>>>

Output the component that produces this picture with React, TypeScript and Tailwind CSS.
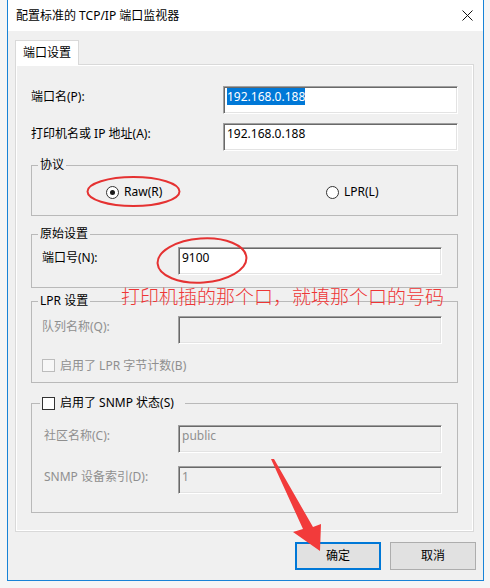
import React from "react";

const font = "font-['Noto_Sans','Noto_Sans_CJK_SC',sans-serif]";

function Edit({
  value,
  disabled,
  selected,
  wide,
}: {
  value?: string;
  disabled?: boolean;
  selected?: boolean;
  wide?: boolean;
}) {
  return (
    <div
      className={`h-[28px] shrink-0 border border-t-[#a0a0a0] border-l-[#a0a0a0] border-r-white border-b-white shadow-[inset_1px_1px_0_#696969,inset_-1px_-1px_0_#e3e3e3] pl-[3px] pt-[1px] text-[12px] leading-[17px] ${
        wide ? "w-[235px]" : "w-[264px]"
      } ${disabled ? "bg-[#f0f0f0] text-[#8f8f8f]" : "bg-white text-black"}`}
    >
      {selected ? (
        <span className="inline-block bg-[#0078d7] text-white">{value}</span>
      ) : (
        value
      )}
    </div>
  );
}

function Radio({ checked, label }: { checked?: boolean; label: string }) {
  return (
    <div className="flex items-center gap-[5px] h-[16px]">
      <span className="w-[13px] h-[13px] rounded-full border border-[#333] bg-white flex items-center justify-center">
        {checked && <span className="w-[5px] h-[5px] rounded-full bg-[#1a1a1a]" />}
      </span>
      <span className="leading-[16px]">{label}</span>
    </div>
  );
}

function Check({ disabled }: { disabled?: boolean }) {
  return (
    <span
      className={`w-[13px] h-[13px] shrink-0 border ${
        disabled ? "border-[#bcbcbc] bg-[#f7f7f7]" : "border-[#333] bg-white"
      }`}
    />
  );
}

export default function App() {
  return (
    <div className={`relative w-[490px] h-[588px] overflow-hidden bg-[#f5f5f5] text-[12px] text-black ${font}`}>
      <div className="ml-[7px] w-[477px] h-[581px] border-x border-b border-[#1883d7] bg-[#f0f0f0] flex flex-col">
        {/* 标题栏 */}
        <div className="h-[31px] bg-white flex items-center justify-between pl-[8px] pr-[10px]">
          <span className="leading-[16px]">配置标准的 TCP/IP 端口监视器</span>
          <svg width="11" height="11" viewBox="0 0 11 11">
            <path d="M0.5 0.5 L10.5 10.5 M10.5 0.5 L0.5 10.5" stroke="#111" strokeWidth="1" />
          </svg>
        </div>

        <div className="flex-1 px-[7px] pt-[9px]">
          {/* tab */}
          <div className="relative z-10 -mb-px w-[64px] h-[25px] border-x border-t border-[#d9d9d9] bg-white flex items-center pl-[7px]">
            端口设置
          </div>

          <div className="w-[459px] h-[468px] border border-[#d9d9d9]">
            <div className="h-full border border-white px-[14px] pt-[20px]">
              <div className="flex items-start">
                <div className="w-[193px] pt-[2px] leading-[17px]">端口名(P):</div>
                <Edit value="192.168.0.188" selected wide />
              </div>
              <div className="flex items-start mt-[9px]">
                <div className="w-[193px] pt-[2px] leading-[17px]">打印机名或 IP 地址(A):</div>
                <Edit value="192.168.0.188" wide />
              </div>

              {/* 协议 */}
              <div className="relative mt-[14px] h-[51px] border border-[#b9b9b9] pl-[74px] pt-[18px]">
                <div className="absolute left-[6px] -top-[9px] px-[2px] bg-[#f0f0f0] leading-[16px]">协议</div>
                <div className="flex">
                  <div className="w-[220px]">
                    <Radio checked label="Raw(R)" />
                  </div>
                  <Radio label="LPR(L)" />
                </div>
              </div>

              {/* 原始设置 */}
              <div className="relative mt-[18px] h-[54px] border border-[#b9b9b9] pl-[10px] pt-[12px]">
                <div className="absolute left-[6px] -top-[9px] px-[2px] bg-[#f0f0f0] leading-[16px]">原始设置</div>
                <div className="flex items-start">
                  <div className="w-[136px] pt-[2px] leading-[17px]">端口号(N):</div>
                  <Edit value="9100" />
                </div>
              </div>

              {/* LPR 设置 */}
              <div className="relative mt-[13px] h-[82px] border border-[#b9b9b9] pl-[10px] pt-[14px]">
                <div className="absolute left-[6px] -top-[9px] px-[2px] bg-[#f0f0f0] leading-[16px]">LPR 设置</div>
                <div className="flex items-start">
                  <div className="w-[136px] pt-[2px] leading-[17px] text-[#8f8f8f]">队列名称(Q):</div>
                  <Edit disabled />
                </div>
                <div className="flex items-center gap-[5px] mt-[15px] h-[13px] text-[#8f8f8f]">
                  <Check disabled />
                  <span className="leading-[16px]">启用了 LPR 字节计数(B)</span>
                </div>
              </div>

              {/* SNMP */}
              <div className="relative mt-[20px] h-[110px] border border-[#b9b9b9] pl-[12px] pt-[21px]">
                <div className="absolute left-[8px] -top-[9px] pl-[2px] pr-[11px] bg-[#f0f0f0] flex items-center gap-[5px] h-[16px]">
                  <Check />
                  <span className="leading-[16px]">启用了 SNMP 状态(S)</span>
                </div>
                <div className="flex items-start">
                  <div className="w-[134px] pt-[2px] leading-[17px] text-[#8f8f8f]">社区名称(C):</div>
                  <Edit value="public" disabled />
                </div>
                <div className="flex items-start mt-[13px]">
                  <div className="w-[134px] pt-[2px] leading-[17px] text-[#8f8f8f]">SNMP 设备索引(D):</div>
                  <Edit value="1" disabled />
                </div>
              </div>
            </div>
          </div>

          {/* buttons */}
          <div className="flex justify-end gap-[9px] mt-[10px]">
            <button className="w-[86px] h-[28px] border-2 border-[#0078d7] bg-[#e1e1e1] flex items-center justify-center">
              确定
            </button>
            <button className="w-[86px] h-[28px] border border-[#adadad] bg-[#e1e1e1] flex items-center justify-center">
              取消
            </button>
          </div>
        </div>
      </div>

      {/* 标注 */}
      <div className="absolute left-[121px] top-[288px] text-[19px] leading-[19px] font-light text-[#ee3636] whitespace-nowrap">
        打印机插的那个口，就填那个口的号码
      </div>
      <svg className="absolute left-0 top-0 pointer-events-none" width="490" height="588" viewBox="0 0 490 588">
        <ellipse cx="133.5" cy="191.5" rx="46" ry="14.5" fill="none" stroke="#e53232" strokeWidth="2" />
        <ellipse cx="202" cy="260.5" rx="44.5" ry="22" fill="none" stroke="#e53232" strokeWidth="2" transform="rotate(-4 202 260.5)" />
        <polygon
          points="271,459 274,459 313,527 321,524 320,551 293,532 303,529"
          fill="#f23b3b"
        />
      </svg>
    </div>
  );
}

<<<

== Exercise requirements ==
Extract all the data above exactly, excluding every picture.

== Solution for this task ==
Output the component that produces this picture with React, TypeScript and Tailwind CSS.
import React from "react";

const font = "font-['Noto_Sans','Noto_Sans_CJK_SC',sans-serif]";

function Edit({
  value,
  disabled,
  selected,
  wide,
}: {
  value?: string;
  disabled?: boolean;
  selected?: boolean;
  wide?: boolean;
}) {
  return (
    <div
      className={`h-[28px] shrink-0 border border-t-[#a0a0a0] border-l-[#a0a0a0] border-r-white border-b-white shadow-[inset_1px_1px_0_#696969,inset_-1px_-1px_0_#e3e3e3] pl-[3px] pt-[1px] text-[12px] leading-[17px] ${
        wide ? "w-[235px]" : "w-[264px]"
      } ${disabled ? "bg-[#f0f0f0] text-[#8f8f8f]" : "bg-white text-black"}`}
    >
      {selected ? (
        <span className="inline-block bg-[#0078d7] text-white">{value}</span>
      ) : (
        value
      )}
    </div>
  );
}

function Radio({ checked, label }: { checked?: boolean; label: string }) {
  return (
    <div className="flex items-center gap-[5px] h-[16px]">
      <span className="w-[13px] h-[13px] rounded-full border border-[#333] bg-white flex items-center justify-center">
        {checked && <span className="w-[5px] h-[5px] rounded-full bg-[#1a1a1a]" />}
      </span>
      <span className="leading-[16px]">{label}</span>
    </div>
  );
}

function Check({ disabled }: { disabled?: boolean }) {
  return (
    <span
      className={`w-[13px] h-[13px] shrink-0 border ${
        disabled ? "border-[#bcbcbc] bg-[#f7f7f7]" : "border-[#333] bg-white"
      }`}
    />
  );
}

export default function App() {
  return (
    <div className={`relative w-[490px] h-[588px] overflow-hidden bg-[#f5f5f5] text-[12px] text-black ${font}`}>
      <div className="ml-[7px] w-[477px] h-[581px] border-x border-b border-[#1883d7] bg-[#f0f0f0] flex flex-col">
        {/* 标题栏 */}
        <div className="h-[31px] bg-white flex items-center justify-between pl-[8px] pr-[10px]">
          <span className="leading-[16px]">配置标准的 TCP/IP 端口监视器</span>
          <svg width="11" height="11" viewBox="0 0 11 11">
            <path d="M0.5 0.5 L10.5 10.5 M10.5 0.5 L0.5 10.5" stroke="#111" strokeWidth="1" />
          </svg>
        </div>

        <div className="flex-1 px-[7px] pt-[9px]">
          {/* tab */}
          <div className="relative z-10 -mb-px w-[64px] h-[25px] border-x border-t border-[#d9d9d9] bg-white flex items-center pl-[7px]">
            端口设置
          </div>

          <div className="w-[459px] h-[468px] border border-[#d9d9d9]">
            <div className="h-full border border-white px-[14px] pt-[20px]">
              <div className="flex items-start">
                <div className="w-[193px] pt-[2px] leading-[17px]">端口名(P):</div>
                <Edit value="192.168.0.188" selected wide />
              </div>
              <div className="flex items-start mt-[9px]">
                <div className="w-[193px] pt-[2px] leading-[17px]">打印机名或 IP 地址(A):</div>
                <Edit value="192.168.0.188" wide />
              </div>

              {/* 协议 */}
              <div className="relative mt-[14px] h-[51px] border border-[#b9b9b9] pl-[74px] pt-[18px]">
                <div className="absolute left-[6px] -top-[9px] px-[2px] bg-[#f0f0f0] leading-[16px]">协议</div>
                <div className="flex">
                  <div className="w-[220px]">
                    <Radio checked label="Raw(R)" />
                  </div>
                  <Radio label="LPR(L)" />
                </div>
              </div>

              {/* 原始设置 */}
              <div className="relative mt-[18px] h-[54px] border border-[#b9b9b9] pl-[10px] pt-[12px]">
                <div className="absolute left-[6px] -top-[9px] px-[2px] bg-[#f0f0f0] leading-[16px]">原始设置</div>
                <div className="flex items-start">
                  <div className="w-[136px] pt-[2px] leading-[17px]">端口号(N):</div>
                  <Edit value="9100" />
                </div>
              </div>

              {/* LPR 设置 */}
              <div className="relative mt-[13px] h-[82px] border border-[#b9b9b9] pl-[10px] pt-[14px]">
                <div className="absolute left-[6px] -top-[9px] px-[2px] bg-[#f0f0f0] leading-[16px]">LPR 设置</div>
                <div className="flex items-start">
                  <div className="w-[136px] pt-[2px] leading-[17px] text-[#8f8f8f]">队列名称(Q):</div>
                  <Edit disabled />
                </div>
                <div className="flex items-center gap-[5px] mt-[15px] h-[13px] text-[#8f8f8f]">
                  <Check disabled />
                  <span className="leading-[16px]">启用了 LPR 字节计数(B)</span>
                </div>
              </div>

              {/* SNMP */}
              <div className="relative mt-[20px] h-[110px] border border-[#b9b9b9] pl-[12px] pt-[21px]">
                <div className="absolute left-[8px] -top-[9px] pl-[2px] pr-[11px] bg-[#f0f0f0] flex items-center gap-[5px] h-[16px]">
                  <Check />
                  <span className="leading-[16px]">启用了 SNMP 状态(S)</span>
                </div>
                <div className="flex items-start">
                  <div className="w-[134px] pt-[2px] leading-[17px] text-[#8f8f8f]">社区名称(C):</div>
                  <Edit value="public" disabled />
                </div>
                <div className="flex items-start mt-[13px]">
                  <div className="w-[134px] pt-[2px] leading-[17px] text-[#8f8f8f]">SNMP 设备索引(D):</div>
                  <Edit value="1" disabled />
                </div>
              </div>
            </div>
          </div>

          {/* buttons */}
          <div className="flex justify-end gap-[9px] mt-[10px]">
            <button className="w-[86px] h-[28px] border-2 border-[#0078d7] bg-[#e1e1e1] flex items-center justify-center">
              确定
            </button>
            <button className="w-[86px] h-[28px] border border-[#adadad] bg-[#e1e1e1] flex items-center justify-center">
              取消
            </button>
          </div>
        </div>
      </div>

      {/* 标注 */}
      <div className="absolute left-[121px] top-[288px] text-[19px] leading-[19px] font-light text-[#ee3636] whitespace-nowrap">
        打印机插的那个口，就填那个口的号码
      </div>
      <svg className="absolute left-0 top-0 pointer-events-none" width="490" height="588" viewBox="0 0 490 588">
        <ellipse cx="133.5" cy="191.5" rx="46" ry="14.5" fill="none" stroke="#e53232" strokeWidth="2" />
        <ellipse cx="202" cy="260.5" rx="44.5" ry="22" fill="none" stroke="#e53232" strokeWidth="2" transform="rotate(-4 202 260.5)" />
        <polygon
          points="271,459 274,459 313,527 321,524 320,551 293,532 303,529"
          fill="#f23b3b"
        />
      </svg>
    </div>
  );
}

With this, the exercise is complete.